Abstract

As Ethernet has a large bandwidth capacity, it is commonly proposed as a backbone for future intra-vehicle networks. However, satisfying the severe hardware reliability requirements of intra-vehicle networks while providing high-bandwidth and low latency by Ethernet may be costly. As a solution, we propose a novel optical intra-vehicle backbone network architecture that may have a lower cost and higher reliability in terms of hardware when compared to Ethernet. However, unlike traditional optical Ethernet architectures, only a single master node has transmitter laser diodes in the backbone of our architecture, so the gateway nodes cannot generate and send packets to the backbone links directly. As the gateways cannot inform the master node and request a slot when they have a new packet to send, a slot scheduling algorithm with polling is necessary to detect and transfer the new packets in the gateways, which may cause higher transmission delays compared to Ethernet. In this paper, we present our optical intra-vehicle backbone network architecture and propose two slot scheduling algorithms.

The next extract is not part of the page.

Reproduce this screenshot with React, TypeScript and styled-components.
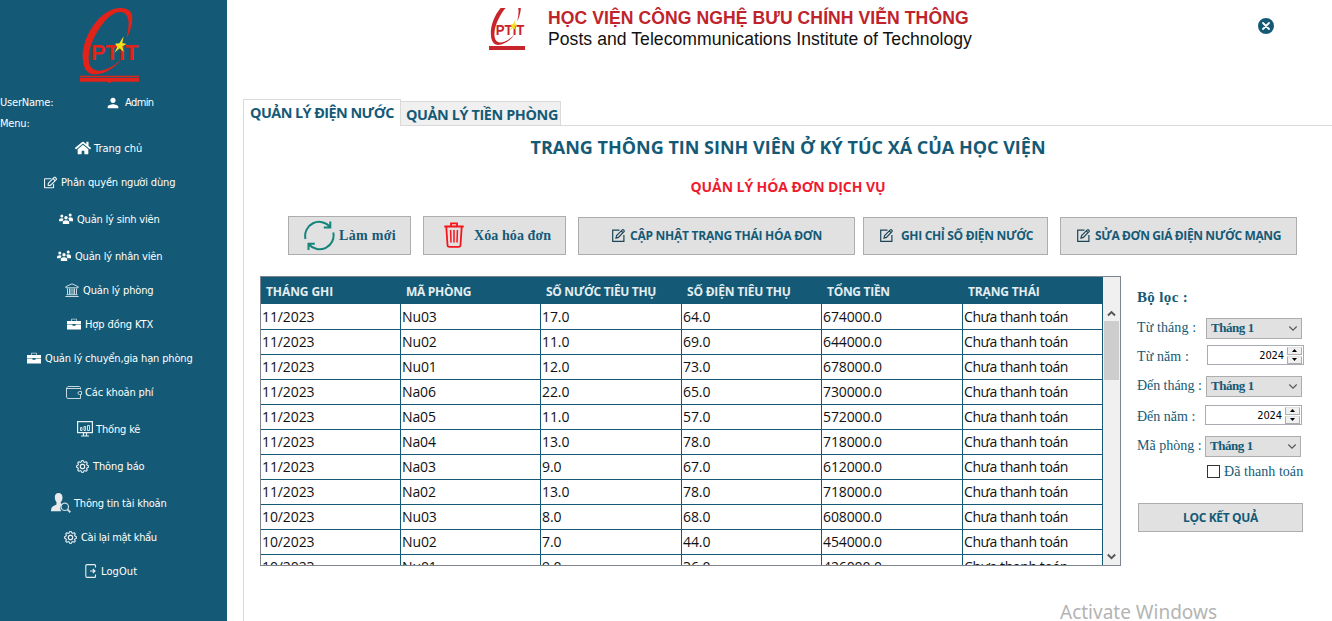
import React from 'react';
import styled, { createGlobalStyle } from 'styled-components';
import { FaHome, FaRegEdit } from 'react-icons/fa';
import { MdPerson } from 'react-icons/md';
import { BsGear } from 'react-icons/bs';

const teal = '#145a76';
const ui = '"Open Sans", "Noto Sans", sans-serif';
const serif = '"Liberation Serif", "Times New Roman", serif';
const condensed = '"DejaVu Sans Condensed", "DejaVu Sans", sans-serif';

const Global = createGlobalStyle`
  * { box-sizing: border-box; }
  body { margin: 0; background: #fff; overflow: hidden; }
  button { margin: 0; border-radius: 0; }
  svg { display: block; flex: none; }
`;

const Page = styled.div`
  display: flex;
  width: 1332px;
  height: 621px;
  overflow: hidden;
`;

const Text = styled.span<{ $ls?: number }>`
  letter-spacing: ${p => p.$ls ?? 0}px;
  white-space: nowrap;
`;

/* ---------- sidebar ---------- */
const Sidebar = styled.aside`
  width: 227px;
  flex: none;
  background: ${teal};
  color: #fff;
  font: 11px/20px ${condensed};
`;

const LogoBox = styled.div`
  height: 92px;
  padding: 7px 0 0 79px;
`;

const UserRow = styled.div`
  display: flex;
  align-items: center;
  height: 22px;
`;

const UserLabel = styled.div`
  width: 105px;
`;

const UserValue = styled.div`
  display: flex;
  align-items: center;
  gap: 4px;
`;

const MenuLabel = styled.div`
  height: 20px;
`;

const NavItem = styled.a<{ $indent: number; $space: number; $gap: number }>`
  display: flex;
  align-items: center;
  height: 30px;
  margin-top: ${p => p.$space}px;
  padding-left: ${p => p.$indent}px;
  gap: ${p => p.$gap}px;

  svg { margin-bottom: 2px; }
`;

/* ---------- main ---------- */
const Main = styled.main`
  flex: 1;
  min-width: 0;
  display: flex;
  flex-direction: column;
  padding-left: 16px;
`;

const Header = styled.header`
  display: flex;
  flex: none;
  align-items: flex-start;
  height: 99px;
  padding: 8px 58px 0 246px;
`;

const Brand = styled.div`
  flex: 1;
  padding-left: 23px;
  font-family: "Liberation Sans", Arial, sans-serif;
  font-size: 17.6px;
  line-height: 21px;
  white-space: nowrap;
`;

const BrandName = styled.div`
  color: #bf242c;
  font-weight: bold;
  letter-spacing: 0.06px;
`;

const BrandSub = styled.div`
  color: #111;
  letter-spacing: 0.04px;
`;

const CloseButton = styled.button`
  padding: 0;
  margin-top: 10px;
  border: 0;
  background: none;
`;

const Tabs = styled.div`
  display: flex;
  flex: none;
  align-items: flex-end;
  height: 27px;
  font: bold 14.4px/20px ${ui};
  color: ${teal};
`;

const Tab = styled.div<{ $active?: boolean }>`
  display: flex;
  align-items: center;
  width: ${p => (p.$active ? 158 : 160)}px;
  height: ${p => (p.$active ? 27 : 25)}px;
  padding-left: ${p => (p.$active ? 6 : 5)}px;
  padding-bottom: ${p => (p.$active ? 1 : 0)}px;
  padding-top: ${p => (p.$active ? 0 : 2)}px;
  background: ${p => (p.$active ? '#fff' : '#f0f0f0')};
  border: 1px solid #d9d9d9;
  border-left-width: ${p => (p.$active ? 1 : 0)}px;
  border-bottom-width: ${p => (p.$active ? 0 : 1)}px;
`;

const TabFill = styled.div`
  flex: 1;
  height: 1px;
  background: #d9d9d9;
`;

const Panel = styled.section`
  flex: 1;
  min-height: 0;
  border-left: 1px solid #d9d9d9;
  padding-top: 8px;
  color: ${teal};
  font-family: ${ui};
`;

const Title = styled.h1`
  margin: 0;
  text-align: center;
  font-size: 18px;
  line-height: 26px;
  white-space: nowrap;
`;

const Subtitle = styled.h2`
  margin: 17px 0 0;
  text-align: center;
  font-size: 14px;
  line-height: 20px;
  letter-spacing: -0.08px;
  color: #ee1c2e;
`;

const Toolbar = styled.div`
  display: flex;
  align-items: flex-end;
  gap: 12px;
  height: 39px;
  margin-top: 19px;
  padding-left: 44px;
`;

const ToolButton = styled.button<{ $w: number; $pad: number; $gap: number; $serif?: boolean; $pull?: number }>`
  display: flex;
  align-items: center;
  width: ${p => p.$w}px;
  height: ${p => (p.$serif ? 39 : 38)}px;
  margin-left: ${p => -(p.$pull ?? 0)}px;
  padding: 0 0 0 ${p => p.$pad}px;
  gap: ${p => p.$gap}px;
  background: #e1e1e1;
  border: 1px solid #adadad;
  color: ${teal};
  font: ${p => (p.$serif ? `bold 14px/20px ${serif}` : `bold 12px/18px ${ui}`)};

  svg { margin-bottom: 1px; }
`;

const Work = styled.div`
  display: flex;
  gap: 16px;
  margin-top: 21px;
  padding-left: 16px;
`;

/* ---------- table ---------- */
const TableFrame = styled.div`
  display: flex;
  width: 861px;
  height: 290px;
  border: 1px solid #7f858f;
  overflow: hidden;
`;

const Grid = styled.div`
  width: 842px;
  height: 288px;
  overflow: hidden;
`;

const GridRow = styled.div<{ $head?: boolean }>`
  display: grid;
  grid-template-columns: 140px 140px 141px 140px 141px 140px;
  height: ${p => (p.$head ? 27 : 25)}px;
  background: ${p => (p.$head ? teal : '#fff')};
`;

const HeadCell = styled.div`
  padding: 2px 0 0 5px;
  color: #e4edf1;
  font: bold 12px/26px ${ui};
`;

const Cell = styled.div`
  padding: 1px 0 0 1px;
  border-right: 1px solid ${teal};
  border-bottom: 1px solid ${teal};
  color: #111;
  font: 14px/24px ${ui};
`;

const ScrollBar = styled.div`
  display: flex;
  flex-direction: column;
  align-items: center;
  width: 17px;
  padding: 33px 0 5px;
  background: #f0f0f0;
`;

const Thumb = styled.div`
  width: 15px;
  height: 59px;
  margin: 4px 0 auto;
  background: #cdcdcd;
`;

/* ---------- filter ---------- */
const Filter = styled.form`
  width: 170px;
  font: 14px/20px ${serif};
`;

const FilterTitle = styled.div`
  height: 42px;
  padding-top: 11px;
  font-size: 15px;
  font-weight: bold;
`;

const Field = styled.div<{ $space: number; $h: number }>`
  display: flex;
  align-items: center;
  height: ${p => p.$h}px;
  margin-top: ${p => p.$space}px;
`;

const FieldLabel = styled.label<{ $w: number; $low?: boolean }>`
  width: ${p => p.$w}px;
  padding-top: ${p => (p.$low ? 3 : 0)}px;
  padding-bottom: ${p => (p.$low ? 0 : 2)}px;
  line-height: 18px;
  white-space: nowrap;
`;

const SelectBox = styled.div`
  display: flex;
  align-items: center;
  justify-content: space-between;
  width: 96px;
  height: 21px;
  padding: 0 3px 1px 4px;
  border: 1px solid #adadad;
  background: #e1e1e1;
  font: bold 13px/18px ${serif};
`;

const Spinner = styled.div`
  display: flex;
  align-items: center;
  justify-content: flex-end;
  width: 97px;
  height: 20px;
  padding-right: 1px;
  border: 1px solid #a8abb2;
  background: #fff;
  color: #000;
  font: 11px/18px ${condensed};
`;

const SpinValue = styled.span`
  padding-top: 1px;
  letter-spacing: -0.1px;
`;

const SpinButtons = styled.div`
  display: flex;
  flex-direction: column;
  gap: 1px;
  margin-left: 3px;
`;

const SpinButton = styled.div`
  display: grid;
  place-items: center;
  width: 15px;
  height: 8px;
  background: #f0f0f0;
  border: 1px solid #adadad;
  border-top-color: #e3e3e3;
`;

const CheckRow = styled.label`
  display: flex;
  align-items: center;
  gap: 4px;
  height: 20px;
  margin: 4px 0 0 70px;
  padding-top: 1px;
  white-space: nowrap;
`;

const CheckBox = styled.span`
  width: 13px;
  height: 13px;
  border: 1px solid #333;
  background: #fff;
`;

const FilterButton = styled.button`
  display: block;
  width: 165px;
  height: 29px;
  margin: 22px 0 0 1px;
  padding: 0;
  border: 1px solid #adadad;
  background: #e1e1e1;
  color: ${teal};
  font: bold 12px/18px ${ui};
`;

const Watermark = styled.div`
  margin: 33px 0 0 816px;
  color: #b4b4b4;
  font: 19px/26px "Noto Sans", sans-serif;
  white-space: nowrap;
`;

/* ---------- drawings ---------- */
function Emblem({ compact }: { compact?: boolean }) {
  const red = compact ? '#c8242b' : '#e2231a';
  return (
    <svg
      width={compact ? 36 : 61}
      height={compact ? 42 : 77}
      viewBox={compact ? '239 56 179 190' : '237 21 183 231'}
      preserveAspectRatio="none"
    >
      <path
        fill={red}
        d="M382 112C406 58 403 24 362 24C300 24 248 110 248 167C248 207 262 223 285 223C315 223 345 202 366 176C340 200 312 213 295 212C270 210 263 190 267 160C274 112 322 36 360 36C390 36 390 74 380 112Z"
      />
      <text
        x="273"
        y="179"
        fontFamily="Liberation Sans, Arial, sans-serif"
        fontWeight="bold"
        fontSize="65"
        textLength="142"
        lengthAdjust="spacingAndGlyphs"
        fill={red}
      >
        PTIT
      </text>
      <path fill="#f1e11d" d="M371 109L367 129L380 132L367 139L371 156L359 145L343 158L352 141L345 131L358 130Z" />
      {compact ? (
        <path fill={red} d="M239 228h179v18h-179z" />
      ) : (
        <path fill={red} d="M240 227h177v4h-177zM240 233h177v12h-82l-7 5-6-5h-82z" />
      )}
    </svg>
  );
}

const People = () => (
  <svg width="14" height="12" viewBox="0 0 14 12" fill="#fff">
    <circle cx="2.8" cy="3" r="1.5" />
    <circle cx="11.2" cy="2" r="1.5" />
    <circle cx="7" cy="4.8" r="1.7" />
    <path d="M0 8.200V6.800Q0 5.200 2.800 5.200q1.300 0 1.700.6L3.600 8.200zM14 8.200V6Q14 4.200 11.200 4.200 9.700 4.200 9.400 5.200L10.400 8.200zM3.800 11V9.200Q3.800 7.200 7 7.200T10.200 9.200V11z" />
  </svg>
);

const Bank = () => (
  <svg width="14" height="15" viewBox="0 0 14 15" fill="none" stroke="#c9dae1">
    <path d="M.8 4.800V3.700L7 .8l6.200 2.900v1.100zM2.500 5.500v6M4.500 5.500v6M6 5.500v6M8 5.500v6M9.500 5.500v6M11.500 5.500v6M1.500 11.700h11M.3 13.500h13.400" />
  </svg>
);

const Briefcase = () => (
  <svg width="14" height="12" viewBox="0 0 14 12" fill="#fff">
    <path d="M4.200 3V.8h5.600V3H9V1.600H5V3z" opacity=".75" />
    <path d="M0 3h14v3.600H8.500v-.5h-3v.5H0zM0 7.100h5.500v.7h3v-.7H14V11.500H0z" />
  </svg>
);

const Wallet = () => (
  <svg width="16" height="14" viewBox="0 0 16 14" fill="none" stroke="#c6d8df">
    <path d="M14.500 4.500V2.500l-1-1H2L.5 3v9l1 1.500h13v-4M.5 3.500h14M15.500 6.500h-2q-1.500 0-1.500 1.500t1.500 1.500h2z" />
  </svg>
);

const Monitor = () => (
  <svg width="16" height="16" viewBox="0 0 16 16" fill="none" stroke="#e8f0f3">
    <path strokeWidth="1.200" d="M.6.6h14.800v11H.6zM6.500 12v2.500M9.500 12v2.500M4 15h8" />
    <path strokeWidth=".9" d="M3.500 6.500h1.500v3H3.500zM7 5.500h1.600v4H7zM10.500 4.500h2v5h-2z" />
  </svg>
);

const PersonSearch = () => (
  <svg width="20" height="20" viewBox="0 0 20 20">
    <path fill="#e8eaeb" d="M7.500 0C10 0 11.500 1.700 11.500 4.500 11.500 6.500 10.800 8 9.800 9v1.500l2 .8Q8.600 13 9.400 16.500L10.300 18.200H0Q0 14 2 13.200L5.500 11.500V9.200Q3.800 7.500 3.800 4.500 3.800 0 7.500 0Z" />
    <g fill="none" stroke="#c9dae1">
      <circle cx="13.800" cy="13.800" r="3.700" strokeWidth="1.200" />
      <path strokeWidth="2" d="M16.600 16.600L19.300 19.300" />
    </g>
  </svg>
);

const SignOut = () => (
  <svg width="12" height="14" viewBox="0 0 12 14" fill="none" stroke="#e8f0f3" strokeWidth="1.100">
    <path d="M10.500 3.500V1.600Q10.500.6 9.500.6H2Q.8.6.8 1.800v10.400q0 1.200 1.200 1.200h7.500q1 0 1-1v-2" />
    <path d="M5 7h5M7.800 5L10 7 7.800 9" />
  </svg>
);

const Refresh = () => (
  <svg width="31" height="31" viewBox="0 0 31 31" fill="none" stroke="#15857c" strokeWidth="2">
    <path d="M1.500 19A14 14 0 0 1 26 7M26.300 1.500v6.100h-6.500M29.300 12.500A14 14 0 0 1 5 24.500M4.500 30v-6.200h6.300" />
  </svg>
);

const Trash = () => (
  <svg width="20" height="26" viewBox="0 0 20 26" fill="none" stroke="#f5151c" strokeWidth="1.800">
    <path d="M.3 4.500h19.400M7 4V1.300h6V4M2.300 5l1.200 18q.1 1.800 1.800 1.800h9.400q1.700 0 1.800-1.800L17.700 5" />
    <path strokeWidth="1.500" d="M6.600 8l.4 12.500M10 8v12.500M13.400 8L13 20.500" />
  </svg>
);

const EditMark = () => (
  <svg width="13" height="13" viewBox="0 0 13 13" fill="none" stroke="#1c4658" strokeWidth="1.200">
    <path d="M7.500 1.100H.7v11.200h11.200V6" />
    <path d="M4 9.100l.6-2.500 5.700-5.700q.8-.5 1.500.2t.2 1.500L6.400 8.400zM9.300 2l1.700 1.700" />
  </svg>
);

const Chevron = ({ up, small }: { up?: boolean; small?: boolean }) => (
  <svg width={small ? 10 : 9} height="7" viewBox="0 0 9 7" fill="none" stroke="#555" strokeWidth={small ? 1.1 : 1.9}>
    <path d={up ? 'M1 5.500L4.500 2 8 5.500' : 'M.8 1.500L4.500 5.200 8.200 1.500'} />
  </svg>
);

const Arrow = ({ up }: { up?: boolean }) => (
  <svg width="5" height="3" viewBox="0 0 5 3"><path d={up ? 'M0 3L2.500 0 5 3z' : 'M0 0L2.500 3 5 0z'} /></svg>
);

/* ---------- data ---------- */
type Nav = [React.ReactNode, string, number, number, number, number];
const nav: Nav[] = [
  [<FaHome size={16} />, 'Trang chủ', 75, 0, 3, 0],
  [<FaRegEdit size={13} color="#eef4f6" />, 'Phân quyền người dùng', 44, 4, 4, -0.15],
  [<People />, 'Quản lý sinh viên', 59, 7, 4, -0.2],
  [<People />, 'Quản lý nhân viên', 57, 7, 4, -0.17],
  [<Bank />, 'Quản lý phòng', 65, 4, 4, -0.16],
  [<Briefcase />, 'Hợp đồng KTX', 67, 4, 4, -0.1],
  [<Briefcase />, 'Quản lý chuyển,gia hạn phòng', 27, 4, 4, -0.15],
  [<Wallet />, 'Các khoản phí', 66, 4, 3, -0.15],
  [<Monitor />, 'Thống kê', 77, 7, 3, -0.15],
  [<BsGear size={13} strokeWidth={0.3} />, 'Thông báo', 76, 7, 4, -0.1],
  [<PersonSearch />, 'Thông tin tài khoản', 51, 7, 3, -0.2],
  [<BsGear size={13} strokeWidth={0.3} />, 'Cài lại mật khẩu', 64, 4, 4, -0.3],
  [<SignOut />, 'LogOut', 85, 4, 4, 0.1],
];

const heads: [string, number][] = [
  ['THÁNG GHI', -0.08], ['MÃ PHÒNG', -0.3], ['SỐ NƯỚC TIÊU THỤ', -0.33],
  ['SỐ ĐIỆN TIÊU THỤ', -0.2], ['TỔNG TIỀN', -0.3], ['TRẠNG THÁI', -0.15],
];

const rows = [
  ['11/2023', 'Nu03', '17.0', '64.0', '674000.0'],
  ['11/2023', 'Nu02', '11.0', '69.0', '644000.0'],
  ['11/2023', 'Nu01', '12.0', '73.0', '678000.0'],
  ['11/2023', 'Na06', '22.0', '65.0', '730000.0'],
  ['11/2023', 'Na05', '11.0', '57.0', '572000.0'],
  ['11/2023', 'Na04', '13.0', '78.0', '718000.0'],
  ['11/2023', 'Na03', '9.0', '67.0', '612000.0'],
  ['11/2023', 'Na02', '13.0', '78.0', '718000.0'],
  ['10/2023', 'Nu03', '8.0', '68.0', '608000.0'],
  ['10/2023', 'Nu02', '7.0', '44.0', '454000.0'],
  ['10/2023', 'Nu01', '9.0', '36.0', '426000.0'],
];

const MonthSelect = () => (
  <SelectBox><Text $ls={-0.45}>Tháng 1</Text><Chevron small /></SelectBox>
);

const YearSpinner = () => (
  <Spinner>
    <SpinValue>2024</SpinValue>
    <SpinButtons>
      <SpinButton><Arrow up /></SpinButton>
      <SpinButton><Arrow /></SpinButton>
    </SpinButtons>
  </Spinner>
);

export default function App() {
  return (
    <Page>
      <Global />
      <Sidebar>
        <LogoBox><Emblem /></LogoBox>
        <UserRow>
          <UserLabel><Text $ls={-0.2}>UserName:</Text></UserLabel>
          <UserValue><MdPerson size={16} /><Text $ls={-0.6}>Admin</Text></UserValue>
        </UserRow>
        <MenuLabel><Text $ls={-0.2}>Menu:</Text></MenuLabel>
        {nav.map(([icon, label, indent, space, gap, ls]) => (
          <NavItem key={label} $indent={indent} $space={space} $gap={gap}>
            {icon}<Text $ls={ls}>{label}</Text>
          </NavItem>
        ))}
      </Sidebar>

      <Main>
        <Header>
          <Emblem compact />
          <Brand>
            <BrandName>HỌC VIỆN CÔNG NGHỆ BƯU CHÍNH VIỄN THÔNG</BrandName>
            <BrandSub>Posts and Telecommunications Institute of Technology</BrandSub>
          </Brand>
          <CloseButton aria-label="Đóng">
            <svg width="16" height="16" viewBox="0 0 16 16">
              <circle cx="8" cy="8" r="8" fill={teal} />
              <path d="M5 5l6 6M11 5l-6 6" stroke="#fff" strokeWidth="1.800" strokeLinecap="round" />
            </svg>
          </CloseButton>
        </Header>

        <Tabs>
          <Tab $active><Text $ls={-0.54}>QUẢN LÝ ĐIỆN NƯỚC</Text></Tab>
          <Tab><Text $ls={-0.38}>QUẢN LÝ TIỀN PHÒNG</Text></Tab>
          <TabFill />
        </Tabs>

        <Panel>
          <Title>TRANG THÔNG TIN SINH VIÊN Ở KÝ TÚC XÁ CỦA HỌC VIỆN</Title>
          <Subtitle>QUẢN LÝ HÓA ĐƠN DỊCH VỤ</Subtitle>
          <Toolbar>
            <ToolButton $w={123} $pad={15} $gap={4} $serif><Refresh /><Text $ls={0.3}>Làm mới</Text></ToolButton>
            <ToolButton $w={143} $pad={20} $gap={10} $serif><Trash /><Text $ls={0.08}>Xóa hóa đơn</Text></ToolButton>
            <ToolButton $w={277} $pad={33} $gap={5}><EditMark /><Text $ls={-0.25}>CẬP NHẬT TRẠNG THÁI HÓA ĐƠN</Text></ToolButton>
            <ToolButton $w={185} $pad={16} $gap={8} $pull={4}><EditMark /><Text $ls={-0.32}>GHI CHỈ SỐ ĐIỆN NƯỚC</Text></ToolButton>
            <ToolButton $w={237} $pad={16} $gap={5}><EditMark /><Text $ls={-0.38}>SỬA ĐƠN GIÁ ĐIỆN NƯỚC MẠNG</Text></ToolButton>
          </Toolbar>

          <Work>
            <TableFrame>
              <Grid>
                <GridRow $head>
                  {heads.map(([h, ls]) => <HeadCell key={h}><Text $ls={ls}>{h}</Text></HeadCell>)}
                </GridRow>
                {rows.map((r, i) => (
                  <GridRow key={i}>
                    {r.map((c, j) => <Cell key={j}><Text $ls={-0.1}>{c}</Text></Cell>)}
                    <Cell><Text $ls={-0.4}>Chưa thanh toán</Text></Cell>
                  </GridRow>
                ))}
              </Grid>
              <ScrollBar>
                <Chevron up />
                <Thumb />
                <Chevron />
              </ScrollBar>
            </TableFrame>

            <Filter>
              <FilterTitle><Text $ls={0.35}>Bộ lọc :</Text></FilterTitle>
              <Field $space={0} $h={21}><FieldLabel $w={69}><Text $ls={0.1}>Từ tháng :</Text></FieldLabel><MonthSelect /></Field>
              <Field $space={6} $h={20}><FieldLabel $w={70} $low><Text $ls={0.1}>Từ năm :</Text></FieldLabel><YearSpinner /></Field>
              <Field $space={11} $h={21}><FieldLabel $w={69}><Text $ls={-0.05}>Đến tháng :</Text></FieldLabel><MonthSelect /></Field>
              <Field $space={8} $h={20}><FieldLabel $w={68} $low>Đến năm :</FieldLabel><YearSpinner /></Field>
              <Field $space={11} $h={21}><FieldLabel $w={68}>Mã phòng :</FieldLabel><MonthSelect /></Field>
              <CheckRow><CheckBox /><Text $ls={0.05}>Đã thanh toán</Text></CheckRow>
              <FilterButton type="button"><Text $ls={-0.35}>LỌC KẾT QUẢ</Text></FilterButton>
            </Filter>
          </Work>
          <Watermark>Activate Windows</Watermark>
        </Panel>
      </Main>
    </Page>
  );
}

We show that using a dynamic slot scheduling algorithm decreases packet delays when compared to fixed periodic slot scheduling in our architecture. We also evaluate the total delays including traffic shaping and processing delays in an optical TSN Ethernet backbone architecture as a reference. We show that the extra delays due to slot scheduling in our architecture may be negligibly low when compared with traffic shaping and processing delays.